-- Your objective --
The records that follow must be repeated verbatim, every one of them.

-- Material shown --

■ ■ ■ ■

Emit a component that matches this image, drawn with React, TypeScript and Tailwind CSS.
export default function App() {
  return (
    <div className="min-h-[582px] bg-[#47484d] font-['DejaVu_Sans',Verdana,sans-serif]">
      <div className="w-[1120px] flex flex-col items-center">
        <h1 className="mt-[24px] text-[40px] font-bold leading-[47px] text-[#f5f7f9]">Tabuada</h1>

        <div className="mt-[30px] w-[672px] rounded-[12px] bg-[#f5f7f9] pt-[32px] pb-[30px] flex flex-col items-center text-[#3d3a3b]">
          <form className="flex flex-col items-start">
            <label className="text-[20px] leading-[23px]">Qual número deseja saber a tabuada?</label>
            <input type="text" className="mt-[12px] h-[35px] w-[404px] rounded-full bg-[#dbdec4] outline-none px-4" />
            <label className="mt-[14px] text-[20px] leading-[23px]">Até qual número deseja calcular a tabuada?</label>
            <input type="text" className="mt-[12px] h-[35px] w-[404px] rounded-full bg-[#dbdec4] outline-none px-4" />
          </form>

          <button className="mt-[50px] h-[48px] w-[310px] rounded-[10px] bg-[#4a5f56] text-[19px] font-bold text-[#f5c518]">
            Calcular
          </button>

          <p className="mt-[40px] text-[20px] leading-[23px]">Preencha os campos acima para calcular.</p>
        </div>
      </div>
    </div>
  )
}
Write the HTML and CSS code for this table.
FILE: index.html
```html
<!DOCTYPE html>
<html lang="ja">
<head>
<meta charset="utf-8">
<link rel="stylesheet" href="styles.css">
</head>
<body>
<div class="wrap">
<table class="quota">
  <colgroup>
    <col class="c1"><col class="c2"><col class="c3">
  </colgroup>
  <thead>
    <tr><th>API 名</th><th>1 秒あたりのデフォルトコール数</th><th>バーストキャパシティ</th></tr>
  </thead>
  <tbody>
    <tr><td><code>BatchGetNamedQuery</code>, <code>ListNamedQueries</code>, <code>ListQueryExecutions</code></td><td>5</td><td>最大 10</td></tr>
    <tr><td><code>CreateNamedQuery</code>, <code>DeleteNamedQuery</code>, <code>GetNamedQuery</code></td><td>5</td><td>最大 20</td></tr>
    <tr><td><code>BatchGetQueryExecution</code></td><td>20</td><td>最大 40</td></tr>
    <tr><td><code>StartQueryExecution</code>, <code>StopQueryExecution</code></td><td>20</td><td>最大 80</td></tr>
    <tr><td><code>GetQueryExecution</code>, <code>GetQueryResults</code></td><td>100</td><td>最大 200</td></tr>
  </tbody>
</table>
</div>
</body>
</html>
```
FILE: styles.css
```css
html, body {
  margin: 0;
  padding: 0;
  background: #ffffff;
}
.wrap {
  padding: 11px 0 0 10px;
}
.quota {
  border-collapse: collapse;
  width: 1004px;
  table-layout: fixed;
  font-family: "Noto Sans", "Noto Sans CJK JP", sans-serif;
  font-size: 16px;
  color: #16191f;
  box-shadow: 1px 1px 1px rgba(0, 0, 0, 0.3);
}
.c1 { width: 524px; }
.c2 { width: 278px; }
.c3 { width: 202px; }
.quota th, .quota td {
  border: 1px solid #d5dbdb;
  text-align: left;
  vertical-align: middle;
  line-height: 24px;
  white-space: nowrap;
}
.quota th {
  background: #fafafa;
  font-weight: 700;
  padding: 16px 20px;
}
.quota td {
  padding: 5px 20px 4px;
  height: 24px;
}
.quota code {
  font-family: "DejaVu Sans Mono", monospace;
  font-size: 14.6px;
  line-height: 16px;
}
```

■ ■ ■ ■

-- Result --
Emit a component that matches this image, drawn with React, TypeScript and Tailwind CSS.
export default function App() {
  return (
    <div className="min-h-[582px] bg-[#47484d] font-['DejaVu_Sans',Verdana,sans-serif]">
      <div className="w-[1120px] flex flex-col items-center">
        <h1 className="mt-[24px] text-[40px] font-bold leading-[47px] text-[#f5f7f9]">Tabuada</h1>

        <div className="mt-[30px] w-[672px] rounded-[12px] bg-[#f5f7f9] pt-[32px] pb-[30px] flex flex-col items-center text-[#3d3a3b]">
          <form className="flex flex-col items-start">
            <label className="text-[20px] leading-[23px]">Qual número deseja saber a tabuada?</label>
            <input type="text" className="mt-[12px] h-[35px] w-[404px] rounded-full bg-[#dbdec4] outline-none px-4" />
            <label className="mt-[14px] text-[20px] leading-[23px]">Até qual número deseja calcular a tabuada?</label>
            <input type="text" className="mt-[12px] h-[35px] w-[404px] rounded-full bg-[#dbdec4] outline-none px-4" />
          </form>

          <button className="mt-[50px] h-[48px] w-[310px] rounded-[10px] bg-[#4a5f56] text-[19px] font-bold text-[#f5c518]">
            Calcular
          </button>

          <p className="mt-[40px] text-[20px] leading-[23px]">Preencha os campos acima para calcular.</p>
        </div>
      </div>
    </div>
  )
}
Write the HTML and CSS code for this table.
FILE: index.html
```html
<!DOCTYPE html>
<html lang="ja">
<head>
<meta charset="utf-8">
<link rel="stylesheet" href="styles.css">
</head>
<body>
<div class="wrap">
<table class="quota">
  <colgroup>
    <col class="c1"><col class="c2"><col class="c3">
  </colgroup>
  <thead>
    <tr><th>API 名</th><th>1 秒あたりのデフォルトコール数</th><th>バーストキャパシティ</th></tr>
  </thead>
  <tbody>
    <tr><td><code>BatchGetNamedQuery</code>, <code>ListNamedQueries</code>, <code>ListQueryExecutions</code></td><td>5</td><td>最大 10</td></tr>
    <tr><td><code>CreateNamedQuery</code>, <code>DeleteNamedQuery</code>, <code>GetNamedQuery</code></td><td>5</td><td>最大 20</td></tr>
    <tr><td><code>BatchGetQueryExecution</code></td><td>20</td><td>最大 40</td></tr>
    <tr><td><code>StartQueryExecution</code>, <code>StopQueryExecution</code></td><td>20</td><td>最大 80</td></tr>
    <tr><td><code>GetQueryExecution</code>, <code>GetQueryResults</code></td><td>100</td><td>最大 200</td></tr>
  </tbody>
</table>
</div>
</body>
</html>
```
FILE: styles.css
```css
html, body {
  margin: 0;
  padding: 0;
  background: #ffffff;
}
.wrap {
  padding: 11px 0 0 10px;
}
.quota {
  border-collapse: collapse;
  width: 1004px;
  table-layout: fixed;
  font-family: "Noto Sans", "Noto Sans CJK JP", sans-serif;
  font-size: 16px;
  color: #16191f;
  box-shadow: 1px 1px 1px rgba(0, 0, 0, 0.3);
}
.c1 { width: 524px; }
.c2 { width: 278px; }
.c3 { width: 202px; }
.quota th, .quota td {
  border: 1px solid #d5dbdb;
  text-align: left;
  vertical-align: middle;
  line-height: 24px;
  white-space: nowrap;
}
.quota th {
  background: #fafafa;
  font-weight: 700;
  padding: 16px 20px;
}
.quota td {
  padding: 5px 20px 4px;
  height: 24px;
}
.quota code {
  font-family: "DejaVu Sans Mono", monospace;
  font-size: 14.6px;
  line-height: 16px;
}
```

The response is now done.